Paul
Goble
Staunton, October 1 – When Vladimir
Putin abolished the regional affairs ministry and transferred responsibility
for nationality policy to the ministry of culture, he reassigned 40 officials
from the one to the other. But now, the Russian Federation culture ministry
says it needs 30 more and a deputy minister to oversee them.
These numbers highlight Moscow’s
inattention to one of the Russian Federation’s biggest problems, but the
situation is even worse than they suggest: According to a report in
Nazaccent.ru, Culture Minister Vladimir Medinsky may not get even the additions
he seeks (nazaccent.ru/content/13332-medinskij-poprosil-vvesti-dolzhnost-zamministra-po.html).

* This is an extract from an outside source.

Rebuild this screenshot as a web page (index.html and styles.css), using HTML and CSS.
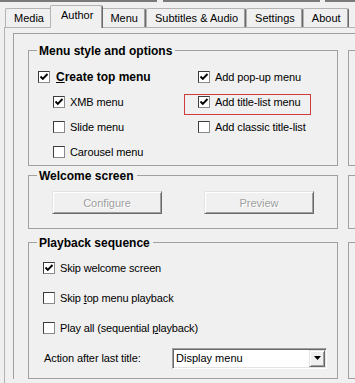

On Monday, Medinsky made his request
at a meeting of the presidium of the Presidential Council on Inter-Ethnic
Relations. He said he had the support of
Prime Minister Dmitry Medvedev, but so far there has been no agreement on
either an increase in the number of staffers working on this subject or a
deputy minister to oversee them.
Instead, there was clear opposition
from the Kremlin. Magomedsalam Magomedov, the deputy head of the Presidential
Administration, noted that the culture ministry would not be responsible for
many of the issues in this area that the regional affairs ministry had been and
thus presumably would not need as large a staff, let alone a larger one.
The minister told the group that
when the department responsible for nationality issues was in the now-disbanded
regional affairs ministry, it had ten percent of the ministry’s staff positions
but handed “30 percent of the flow of documents.” To deal with the situation, he said, the
culture ministry needs “no fewer than 70 people.”

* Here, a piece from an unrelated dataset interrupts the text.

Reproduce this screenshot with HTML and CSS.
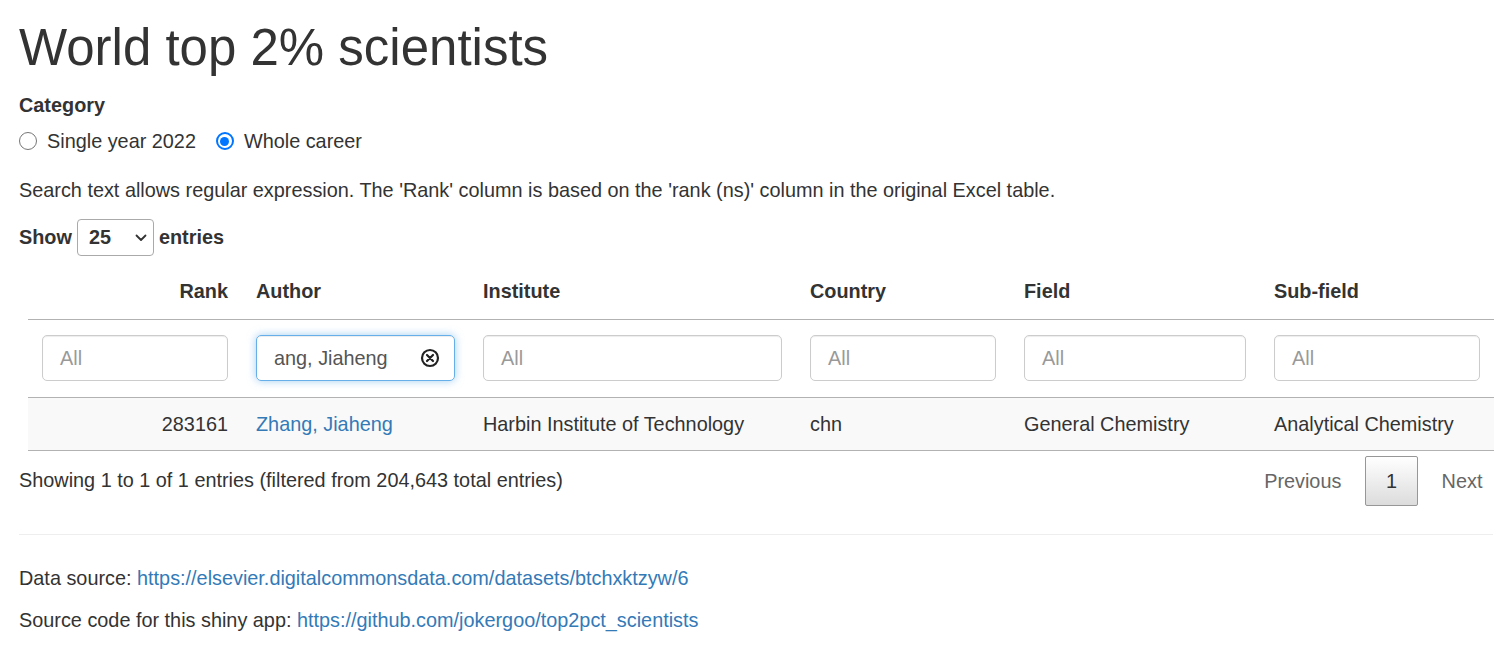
FILE: index.html
```html
<!DOCTYPE html>
<html>
<head>
<meta charset="utf-8">
<title>World top 2% scientists</title>
<link rel="stylesheet" href="styles.css">
</head>
<body>
<div class="page">
  <h1 class="title">World top 2% scientists</h1>
  <div class="form-group">
    <div class="label">Category</div>
    <div class="radios">
      <label class="radio"><span class="dot"></span>Single year 2022</label>
      <label class="radio"><span class="dot checked"></span>Whole career</label>
    </div>
  </div>
  <p class="note">Search text allows regular expression. The 'Rank' column is based on the 'rank (ns)' column in the original Excel table.</p>
  <div class="length">
    <span>Show</span>
    <span class="select-wrap">
      <select class="length-select"><option>25</option></select>
      <svg class="chev" width="12" height="8" viewBox="0 0 12 8"><path d="M1.5 1.5 L6 6 L10.5 1.5" fill="none" stroke="#333" stroke-width="1.8" stroke-linecap="round" stroke-linejoin="round"/></svg>
    </span>
    <span>entries</span>
  </div>
  <table class="dt">
    <colgroup>
      <col class="c1"><col class="c2"><col class="c3"><col class="c4"><col class="c5"><col class="c6">
    </colgroup>
    <thead>
      <tr class="head">
        <th class="num">Rank</th><th>Author</th><th>Institute</th><th>Country</th><th>Field</th><th>Sub-field</th>
      </tr>
      <tr class="filters">
        <td><div class="fbox">All</div></td>
        <td><div class="fbox focus"><span class="val">ang, Jiaheng</span>
          <svg class="clear" width="20" height="20" viewBox="0 0 20 20"><circle cx="10" cy="10" r="8" fill="none" stroke="#222" stroke-width="2.2"/><path d="M7 7 L13 13 M13 7 L7 13" stroke="#222" stroke-width="2.2" stroke-linecap="round"/></svg></div></td>
        <td><div class="fbox">All</div></td>
        <td><div class="fbox">All</div></td>
        <td><div class="fbox">All</div></td>
        <td><div class="fbox">All</div></td>
      </tr>
    </thead>
    <tbody>
      <tr class="odd">
        <td class="num">283161</td>
        <td><a href="#">Zhang, Jiaheng</a></td>
        <td>Harbin Institute of Technology</td>
        <td>chn</td>
        <td>General Chemistry</td>
        <td>Analytical Chemistry</td>
      </tr>
    </tbody>
  </table>
  <div class="footer-row">
    <div class="info">Showing 1 to 1 of 1 entries (filtered from 204,643 total entries)</div>
    <div class="paging">
      <span class="pbtn disabled">Previous</span>
      <span class="pbtn current">1</span>
      <span class="pbtn disabled">Next</span>
    </div>
  </div>
  <hr class="rule">
  <p class="src">Data source: <a href="#">https://elsevier.digitalcommonsdata.com/datasets/btchxktzyw/6</a></p>
  <p class="src">Source code for this shiny app: <a href="#">https://github.com/jokergoo/top2pct_scientists</a></p>
</div>
</body>
</html>
```
FILE: styles.css
```css
html, body {
  margin: 0;
  padding: 0;
  background: #fff;
}
body {
  font-family: "Liberation Sans", Arial, sans-serif;
  font-size: 19.85px;
  line-height: 28px;
  color: #333;
}
a {
  color: #337ab7;
  text-decoration: none;
}
.page {
  padding: 0 19px;
}
.title {
  font-size: 51px;
  font-weight: normal;
  line-height: 55px;
  margin: 20px 0 16px;
}
.form-group {
  margin-bottom: 21px;
}
.label {
  font-weight: bold;
  margin-bottom: 8px;
}
.radios {
  display: flex;
  gap: 20px;
}
.radio {
  display: flex;
  align-items: center;
  gap: 10px;
}
.dot {
  width: 16px;
  height: 16px;
  border: 1px solid #767676;
  border-radius: 50%;
  box-sizing: content-box;
  background: #fff;
  position: relative;
}
.dot.checked {
  border: 2px solid #0075ff;
  width: 14px;
  height: 14px;
}
.dot.checked::after {
  content: "";
  position: absolute;
  left: 2.5px;
  top: 2.5px;
  width: 9px;
  height: 9px;
  border-radius: 50%;
  background: #0075ff;
}
.note {
  margin: 0 0 14px;
}
.length {
  display: flex;
  align-items: center;
  gap: 5px;
  font-weight: bold;
  height: 38px;
}
.select-wrap {
  position: relative;
  display: inline-flex;
}
.length-select {
  -webkit-appearance: none;
  appearance: none;
  font-family: inherit;
  font-size: 19.85px;
  font-weight: bold;
  color: #333;
  width: 77px;
  height: 37px;
  padding: 0 6px 0 11px;
  border: 1px solid #aaa;
  border-radius: 4px;
  background: #fff;
}
.chev {
  position: absolute;
  right: 7px;
  top: 15px;
  pointer-events: none;
}
.dt {
  border-collapse: collapse;
  margin: 7px 0 0 9px;
  width: calc(100% - 9px);
  table-layout: fixed;
}
.c1 { width: 214px; }
.c2 { width: 227px; }
.c3 { width: 327px; }
.c4 { width: 214px; }
.c5 { width: 250px; }
.c6 { width: 234px; }
.dt th {
  text-align: left;
  font-weight: bold;
  padding: 14px 14px 14px;
  border-bottom: 1px solid #b2b2b2;
}
.dt .num {
  text-align: right;
}
.filters td {
  padding: 15px 14px 16px;
  border-bottom: 1px solid #b2b2b2;
}
.fbox {
  height: 44px;
  border: 1px solid #ccc;
  border-radius: 5px;
  padding: 0 17px;
  display: flex;
  align-items: center;
  color: #999;
  position: relative;
  box-shadow: inset 0 1px 1px rgba(0,0,0,0.075);
}
.fbox.focus {
  border-color: #66afe9;
  color: #555;
  box-shadow: inset 0 1px 1px rgba(0,0,0,0.075), 0 0 8px rgba(102,175,233,0.6);
}
.clear {
  position: absolute;
  right: 14px;
  top: 12px;
}
.odd td {
  background: #f9f9f9;
  padding: 12px 14px 12px;
  border-bottom: 1px solid #b2b2b2;
  white-space: nowrap;
}
.footer-row {
  display: flex;
  justify-content: space-between;
  align-items: flex-start;
  margin-right: -10px;
}
.info {
  padding-top: 15px;
}
.paging {
  display: flex;
  padding-top: 5px;
}
.pbtn {
  padding: 10px 19.6px;
  border: 1px solid transparent;
  border-radius: 2px;
  margin-left: 3px;
  line-height: 28px;
}
.pbtn.disabled {
  color: #666;
}
.pbtn.current {
  border: 1px solid #979797;
  background: linear-gradient(to bottom, #fff 0%, #dcdcdc 100%);
  color: #333;
  padding: 10px 20px;
}
.rule {
  border: 0;
  border-top: 1px solid #eee;
  margin: 28px 0 29px;
}
.src {
  margin: 0 0 14px;
}
```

In other comments, Medinsky signaled
that he will follow the Kremlin’s line very closely indeed. He said that his
department will put “the stress on the harmonious combination of the interests
of all the native peoples of Russia with account being taken for the
development of the [ethnic] Russian people.”
Today, Vadim Shtepa, perhaps Russia’s leading
authority on regional issues, also commented on the consequences of the demise
of the regional affairs ministry for regional and ethnic issues (nr2.com.ua/News/world_and_russia/Nashe-imya-region-81185.html).
“On
the one hand,” he says, the regional affairs ministry was “not especially
effective” and did not improve the level of development of any region in the
country over its ten years of existence. “”But on the other,” its demise
especially given the appearance of regional development ministries for the Far East, the North Caucasus and Crimea
raises the question of “how will Moscow deal with all the other regions?”
Of
course, Shtepa continues, it should be “obvious” that all ministries should be
involved in such problems and policies “because Russia consists of regions, and
if this is forgotten, then the federal bureaucrats will turn out to be in some
other dimension than the country” in which they and the population lives.
Handing
this task to the culture ministry is not a solution, he says, because “the life
and problems of numerically small indigenous peoples are not exhausted by
folkloric exhibitions.” Instead, what Moscow needs to do is to follow what “practically
every European country” has done and create “an entire network of agencies for
regional development.”
At
the very least, Moscow needs to help the regions “brand” themselves so that
they can attract more tourists and investment, and Russian officials at the center
must recognize that “local branding is a powerful instrument of integration.”
Without it, “regions become culturally similar, lose interest in one another,
and gradually are alienated from one another.”
Unfortunately,
there seems to be little appreciation of that in Moscow, Shtepa says. Instead, “the
current Russian authorities are not interested in the contemporary development
of their own territories.” Rather, “as is typical of empires, [Moscow] is
concerned only with adding new ones” to the areas under its control.